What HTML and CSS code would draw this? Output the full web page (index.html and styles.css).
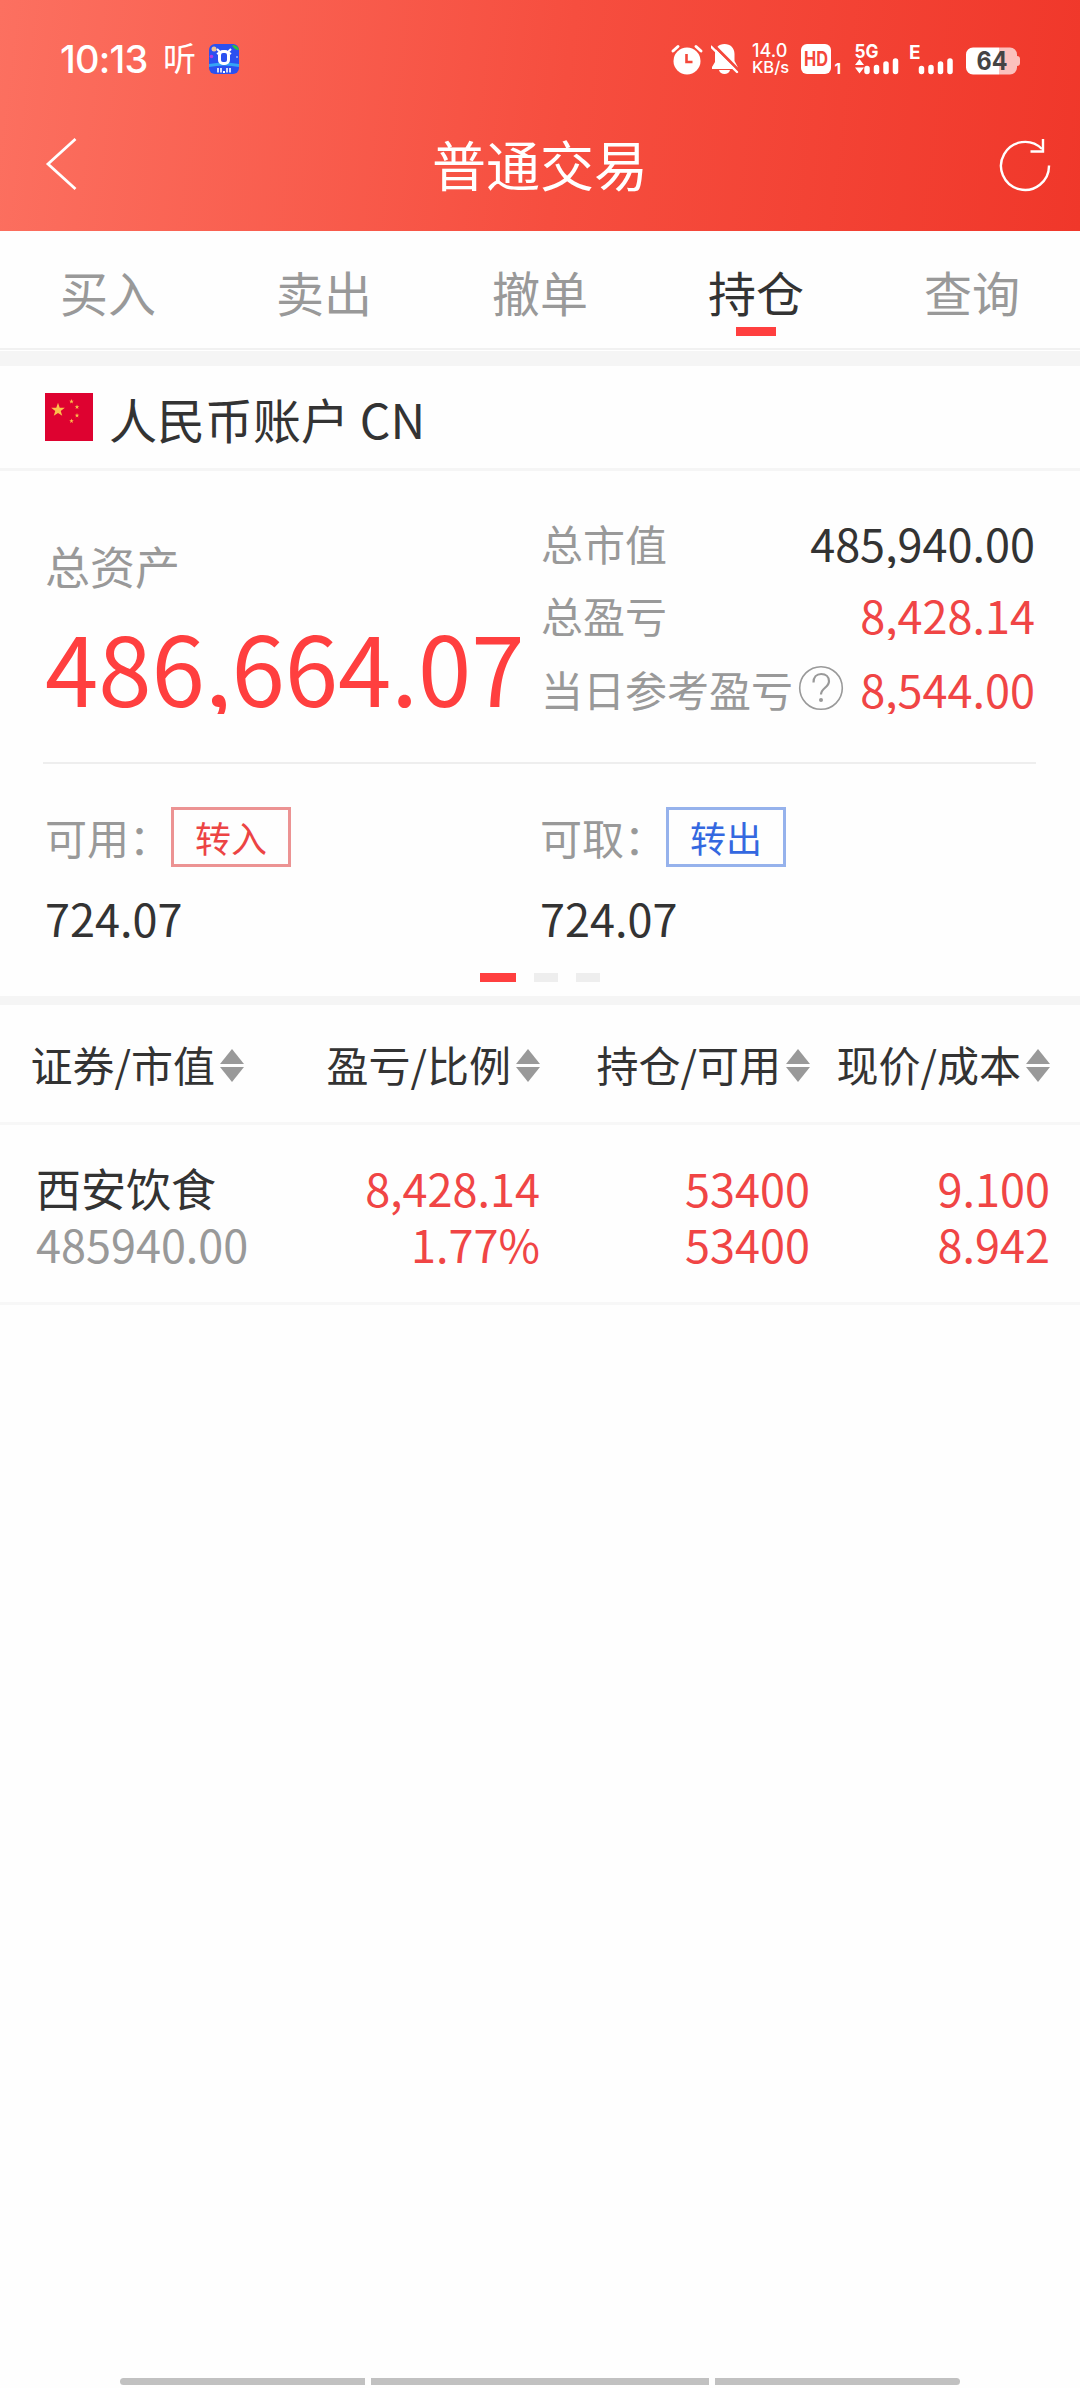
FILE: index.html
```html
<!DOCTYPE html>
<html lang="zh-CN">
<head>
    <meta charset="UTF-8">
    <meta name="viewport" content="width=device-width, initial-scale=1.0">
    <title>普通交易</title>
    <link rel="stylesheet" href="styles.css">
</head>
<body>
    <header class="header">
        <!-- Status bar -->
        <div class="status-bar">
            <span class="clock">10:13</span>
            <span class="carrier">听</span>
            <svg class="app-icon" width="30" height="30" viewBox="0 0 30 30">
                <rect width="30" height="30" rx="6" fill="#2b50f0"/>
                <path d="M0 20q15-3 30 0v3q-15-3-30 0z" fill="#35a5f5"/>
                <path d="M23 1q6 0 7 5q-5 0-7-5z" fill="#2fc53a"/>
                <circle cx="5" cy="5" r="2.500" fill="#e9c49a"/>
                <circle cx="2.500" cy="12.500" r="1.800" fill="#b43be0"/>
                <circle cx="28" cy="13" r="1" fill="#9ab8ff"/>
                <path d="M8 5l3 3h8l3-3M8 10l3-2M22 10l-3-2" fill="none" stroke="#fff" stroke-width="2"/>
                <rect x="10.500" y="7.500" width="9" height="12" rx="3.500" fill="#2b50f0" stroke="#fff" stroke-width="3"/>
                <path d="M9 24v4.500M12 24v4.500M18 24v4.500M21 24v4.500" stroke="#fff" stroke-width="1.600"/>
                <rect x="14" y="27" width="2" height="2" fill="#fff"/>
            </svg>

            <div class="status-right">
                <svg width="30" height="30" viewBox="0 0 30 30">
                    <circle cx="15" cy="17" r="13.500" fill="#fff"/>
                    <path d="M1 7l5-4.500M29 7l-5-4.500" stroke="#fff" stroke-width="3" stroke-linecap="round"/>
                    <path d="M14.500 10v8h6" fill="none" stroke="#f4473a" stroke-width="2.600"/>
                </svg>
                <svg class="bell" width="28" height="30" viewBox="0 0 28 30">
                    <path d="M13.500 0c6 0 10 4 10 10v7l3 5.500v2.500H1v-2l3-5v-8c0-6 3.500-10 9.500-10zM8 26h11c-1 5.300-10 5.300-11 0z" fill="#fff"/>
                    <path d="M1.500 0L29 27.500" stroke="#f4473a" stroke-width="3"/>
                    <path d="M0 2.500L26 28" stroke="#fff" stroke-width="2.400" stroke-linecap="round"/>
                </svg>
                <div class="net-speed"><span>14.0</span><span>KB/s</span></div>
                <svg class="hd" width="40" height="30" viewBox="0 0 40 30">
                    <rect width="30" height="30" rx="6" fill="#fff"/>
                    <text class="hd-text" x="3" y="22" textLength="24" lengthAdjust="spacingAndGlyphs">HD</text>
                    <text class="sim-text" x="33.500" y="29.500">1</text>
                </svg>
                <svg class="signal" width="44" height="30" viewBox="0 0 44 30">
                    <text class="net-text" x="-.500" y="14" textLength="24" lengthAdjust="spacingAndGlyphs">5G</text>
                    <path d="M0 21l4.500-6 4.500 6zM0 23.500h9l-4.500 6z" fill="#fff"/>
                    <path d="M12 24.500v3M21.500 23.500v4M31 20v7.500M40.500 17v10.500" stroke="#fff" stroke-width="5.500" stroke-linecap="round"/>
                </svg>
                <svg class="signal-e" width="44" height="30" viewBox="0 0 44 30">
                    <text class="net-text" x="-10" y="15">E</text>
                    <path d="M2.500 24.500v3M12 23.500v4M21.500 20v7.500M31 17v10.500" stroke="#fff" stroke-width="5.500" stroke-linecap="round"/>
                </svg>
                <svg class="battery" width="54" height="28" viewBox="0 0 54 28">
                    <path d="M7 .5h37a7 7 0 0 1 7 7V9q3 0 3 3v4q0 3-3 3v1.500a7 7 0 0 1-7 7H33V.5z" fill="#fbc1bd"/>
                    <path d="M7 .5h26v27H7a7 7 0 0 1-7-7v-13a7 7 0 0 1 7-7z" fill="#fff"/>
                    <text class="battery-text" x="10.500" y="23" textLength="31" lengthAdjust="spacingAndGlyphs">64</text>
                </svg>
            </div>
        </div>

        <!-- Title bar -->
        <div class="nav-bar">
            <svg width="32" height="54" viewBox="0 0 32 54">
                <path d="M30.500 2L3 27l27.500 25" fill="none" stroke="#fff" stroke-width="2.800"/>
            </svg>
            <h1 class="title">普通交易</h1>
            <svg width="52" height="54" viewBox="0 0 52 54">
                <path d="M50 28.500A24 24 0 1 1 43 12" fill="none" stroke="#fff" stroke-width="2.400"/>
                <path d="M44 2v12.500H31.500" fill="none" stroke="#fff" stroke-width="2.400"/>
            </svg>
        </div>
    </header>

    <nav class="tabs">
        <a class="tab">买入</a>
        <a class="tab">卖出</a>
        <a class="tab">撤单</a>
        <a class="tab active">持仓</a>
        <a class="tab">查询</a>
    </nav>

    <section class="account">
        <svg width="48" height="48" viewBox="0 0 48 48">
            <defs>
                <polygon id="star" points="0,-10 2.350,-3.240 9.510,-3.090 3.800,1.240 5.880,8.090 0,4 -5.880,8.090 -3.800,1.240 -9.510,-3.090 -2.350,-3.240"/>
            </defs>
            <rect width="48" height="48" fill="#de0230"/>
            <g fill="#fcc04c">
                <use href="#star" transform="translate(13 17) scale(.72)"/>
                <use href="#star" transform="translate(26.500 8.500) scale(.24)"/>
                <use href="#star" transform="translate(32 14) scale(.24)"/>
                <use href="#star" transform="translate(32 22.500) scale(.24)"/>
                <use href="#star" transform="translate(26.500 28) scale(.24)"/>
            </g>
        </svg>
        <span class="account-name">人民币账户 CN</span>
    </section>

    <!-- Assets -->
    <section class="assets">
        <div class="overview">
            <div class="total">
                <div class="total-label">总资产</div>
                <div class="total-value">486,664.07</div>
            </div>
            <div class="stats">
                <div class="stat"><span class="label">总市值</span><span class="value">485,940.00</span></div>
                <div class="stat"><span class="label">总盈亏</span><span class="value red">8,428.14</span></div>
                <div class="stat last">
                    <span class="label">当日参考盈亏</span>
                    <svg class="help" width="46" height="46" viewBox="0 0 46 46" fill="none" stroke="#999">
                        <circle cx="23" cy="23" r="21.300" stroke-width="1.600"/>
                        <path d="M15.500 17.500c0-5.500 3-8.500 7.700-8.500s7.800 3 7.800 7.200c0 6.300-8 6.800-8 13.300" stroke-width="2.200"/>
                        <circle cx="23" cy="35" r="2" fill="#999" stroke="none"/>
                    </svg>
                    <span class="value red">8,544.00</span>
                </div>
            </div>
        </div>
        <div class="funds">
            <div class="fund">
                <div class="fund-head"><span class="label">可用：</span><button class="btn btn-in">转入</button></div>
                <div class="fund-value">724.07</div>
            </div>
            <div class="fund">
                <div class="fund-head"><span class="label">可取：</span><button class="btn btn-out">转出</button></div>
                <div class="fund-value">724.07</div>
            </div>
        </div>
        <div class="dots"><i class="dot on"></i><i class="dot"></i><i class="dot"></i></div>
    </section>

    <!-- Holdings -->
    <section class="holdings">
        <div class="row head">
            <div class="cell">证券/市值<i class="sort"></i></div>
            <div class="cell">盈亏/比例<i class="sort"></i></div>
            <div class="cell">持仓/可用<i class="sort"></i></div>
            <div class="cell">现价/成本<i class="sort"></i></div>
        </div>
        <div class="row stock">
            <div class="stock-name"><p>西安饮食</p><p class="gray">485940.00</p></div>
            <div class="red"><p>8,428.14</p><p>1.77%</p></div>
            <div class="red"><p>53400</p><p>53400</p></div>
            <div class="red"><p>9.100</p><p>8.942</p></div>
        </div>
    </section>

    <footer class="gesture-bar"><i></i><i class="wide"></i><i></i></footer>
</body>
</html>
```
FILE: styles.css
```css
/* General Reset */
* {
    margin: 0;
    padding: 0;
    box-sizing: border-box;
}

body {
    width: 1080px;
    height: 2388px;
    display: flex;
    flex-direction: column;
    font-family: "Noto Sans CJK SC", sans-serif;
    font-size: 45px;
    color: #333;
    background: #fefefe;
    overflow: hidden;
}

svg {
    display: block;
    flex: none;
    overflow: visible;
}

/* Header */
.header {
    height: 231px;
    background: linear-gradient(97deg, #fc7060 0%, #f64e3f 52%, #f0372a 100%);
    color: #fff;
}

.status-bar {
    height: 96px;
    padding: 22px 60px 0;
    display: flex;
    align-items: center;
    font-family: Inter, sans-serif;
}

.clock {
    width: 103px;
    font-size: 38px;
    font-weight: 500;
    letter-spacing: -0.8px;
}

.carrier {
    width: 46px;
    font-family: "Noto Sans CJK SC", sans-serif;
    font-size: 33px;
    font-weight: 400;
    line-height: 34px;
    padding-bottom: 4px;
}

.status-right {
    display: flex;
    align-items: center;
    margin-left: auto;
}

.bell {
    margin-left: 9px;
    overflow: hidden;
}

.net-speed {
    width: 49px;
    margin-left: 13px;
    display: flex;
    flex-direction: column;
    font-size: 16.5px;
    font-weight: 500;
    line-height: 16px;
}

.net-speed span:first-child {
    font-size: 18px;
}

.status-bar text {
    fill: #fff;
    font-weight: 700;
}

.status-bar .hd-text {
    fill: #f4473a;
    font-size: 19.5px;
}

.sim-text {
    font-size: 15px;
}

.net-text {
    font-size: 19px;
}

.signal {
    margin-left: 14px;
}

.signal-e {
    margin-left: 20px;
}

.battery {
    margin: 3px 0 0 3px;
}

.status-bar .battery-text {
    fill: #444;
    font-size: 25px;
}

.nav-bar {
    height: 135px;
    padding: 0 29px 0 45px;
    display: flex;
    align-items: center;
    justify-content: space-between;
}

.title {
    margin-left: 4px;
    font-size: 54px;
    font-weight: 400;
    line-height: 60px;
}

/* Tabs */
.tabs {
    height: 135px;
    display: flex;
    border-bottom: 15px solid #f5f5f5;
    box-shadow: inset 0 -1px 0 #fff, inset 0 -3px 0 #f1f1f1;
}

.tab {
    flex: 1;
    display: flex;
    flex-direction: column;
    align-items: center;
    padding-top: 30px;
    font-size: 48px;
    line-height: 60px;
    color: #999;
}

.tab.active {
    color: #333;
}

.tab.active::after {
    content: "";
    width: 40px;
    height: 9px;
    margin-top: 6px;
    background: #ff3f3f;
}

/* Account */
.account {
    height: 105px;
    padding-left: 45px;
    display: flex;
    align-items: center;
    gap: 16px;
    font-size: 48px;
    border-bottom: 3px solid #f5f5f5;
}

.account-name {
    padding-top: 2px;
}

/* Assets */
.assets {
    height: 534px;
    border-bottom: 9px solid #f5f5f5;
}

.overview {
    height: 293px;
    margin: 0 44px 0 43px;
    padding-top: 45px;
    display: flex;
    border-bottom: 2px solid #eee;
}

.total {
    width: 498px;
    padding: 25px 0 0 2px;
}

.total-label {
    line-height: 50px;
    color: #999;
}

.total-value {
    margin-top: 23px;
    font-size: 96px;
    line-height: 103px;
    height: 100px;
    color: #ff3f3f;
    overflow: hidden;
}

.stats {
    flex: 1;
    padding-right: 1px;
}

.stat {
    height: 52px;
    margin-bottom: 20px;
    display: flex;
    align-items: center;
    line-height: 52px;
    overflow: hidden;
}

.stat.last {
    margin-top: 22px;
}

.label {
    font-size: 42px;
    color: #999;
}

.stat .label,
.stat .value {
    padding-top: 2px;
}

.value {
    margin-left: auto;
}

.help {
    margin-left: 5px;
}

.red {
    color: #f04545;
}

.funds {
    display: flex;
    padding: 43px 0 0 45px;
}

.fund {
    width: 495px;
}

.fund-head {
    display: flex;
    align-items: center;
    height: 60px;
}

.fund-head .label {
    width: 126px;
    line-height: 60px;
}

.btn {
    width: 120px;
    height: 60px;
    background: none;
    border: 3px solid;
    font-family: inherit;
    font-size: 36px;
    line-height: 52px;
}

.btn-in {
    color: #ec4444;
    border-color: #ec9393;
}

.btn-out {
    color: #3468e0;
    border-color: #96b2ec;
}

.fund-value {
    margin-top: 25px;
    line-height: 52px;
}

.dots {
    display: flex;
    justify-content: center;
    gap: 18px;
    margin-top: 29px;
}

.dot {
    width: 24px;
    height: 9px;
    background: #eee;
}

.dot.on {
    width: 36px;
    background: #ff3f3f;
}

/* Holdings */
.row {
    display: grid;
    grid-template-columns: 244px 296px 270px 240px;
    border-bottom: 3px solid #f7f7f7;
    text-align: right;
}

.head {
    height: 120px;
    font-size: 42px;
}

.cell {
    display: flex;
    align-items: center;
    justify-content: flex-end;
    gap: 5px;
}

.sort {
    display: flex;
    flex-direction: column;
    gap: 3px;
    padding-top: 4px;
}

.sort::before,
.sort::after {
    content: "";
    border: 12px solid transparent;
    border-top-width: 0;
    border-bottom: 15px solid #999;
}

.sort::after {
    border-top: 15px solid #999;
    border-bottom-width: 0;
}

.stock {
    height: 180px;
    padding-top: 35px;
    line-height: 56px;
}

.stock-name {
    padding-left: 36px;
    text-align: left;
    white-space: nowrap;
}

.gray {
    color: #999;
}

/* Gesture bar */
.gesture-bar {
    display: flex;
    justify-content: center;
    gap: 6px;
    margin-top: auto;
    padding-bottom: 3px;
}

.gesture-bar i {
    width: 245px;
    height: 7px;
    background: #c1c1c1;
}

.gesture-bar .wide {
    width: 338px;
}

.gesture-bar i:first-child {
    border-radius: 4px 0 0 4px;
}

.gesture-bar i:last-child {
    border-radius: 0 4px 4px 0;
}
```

○ ○ ○

◆ REQUIRED WORK: Tally every line of the listing that holds the string "index", then give the number by itself.

◆ PROBLEM SOLUTION: 2